Since rms_norm(x) = pre_feedforward_layernorm_2(x) / ln2_weight (Gemma 4 uses standard gamma: x * w / rms(x)), we fuse: new_weight = proj.weight * (scale * scalar_root_size / ln2_weight)

_fuse_shared_expert_prenorm(
hf_param: dict[str, str],
hf_state_dict: Mapping[str, torch.Tensor],
) dict[str, torch.Tensor]#

Fuse pre-norm correction into shared expert gate/up weights.

MCore feeds shared experts pre_feedforward_layernorm_2(x) but HF feeds them pre_feedforward_layernorm(x). Since both norms are standard RMSNorm (x * w / rms(x)), the correction is element-wise:

correction[j] = w_pffl[j] / w_pffl2[j]
new_weight[i, j] = weight[i, j] * correction[j]
mapping_registry() megatron.bridge.models.conversion.mapping_registry.MegatronMappingRegistry#

Define parameter mappings between Megatron and HF formats.

HF param names use model.layers.* prefix (text-only CausalLM). The VLM bridge overrides this with model.language_model.layers.*.

_split_qkv_linear_out_weight(megatron_model, linear_out_weight)#

Override for Gemma4 dual-attention: detect global vs sliding layers by tensor size.

Gemma4 interleaves sliding-window and full (global) attention layers with different head configurations:

  • Sliding: kv_channels=256, num_query_groups=num_key_value_heads

  • Global: global_head_dim=512, num_global_key_value_heads=2, K=V tying

For global layers the linear_qkv LoRA output tensor is larger than the sliding expectation.
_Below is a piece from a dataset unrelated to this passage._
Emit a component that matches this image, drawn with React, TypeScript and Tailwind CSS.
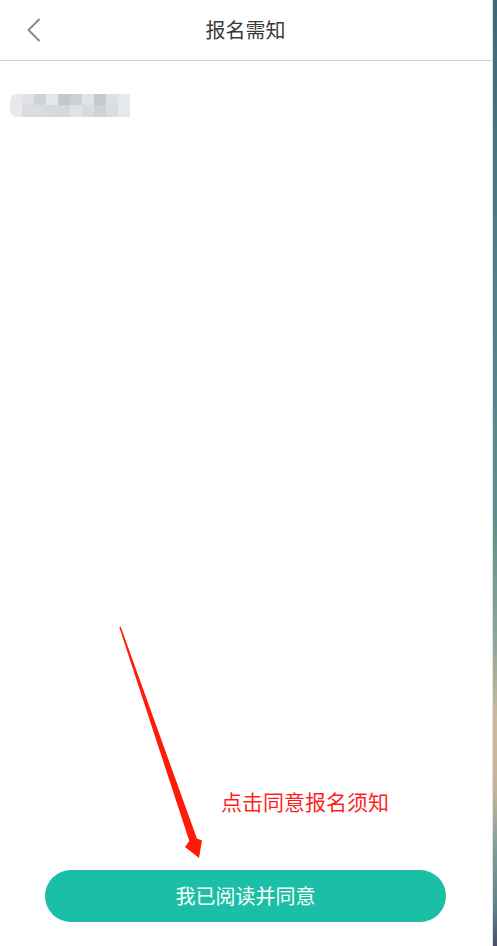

We detect this and re-split using the global head dimensions. For global layers v_proj is set to ABSENT_PROJECTION because HF global attention has no v_proj weight (K=V tying); the export loop skips it.

bridge.models.gemma.gemma4_bridge._infer_attn_pattern(layer_types: list[str]) tuple[int, int]#

Infer (sliding, global) interleaved attention pattern from layer_types list.

E.g., [“sliding”, “sliding”, …, “full”, “sliding”, …] with 5 sliding + 1 full returns (5, 1).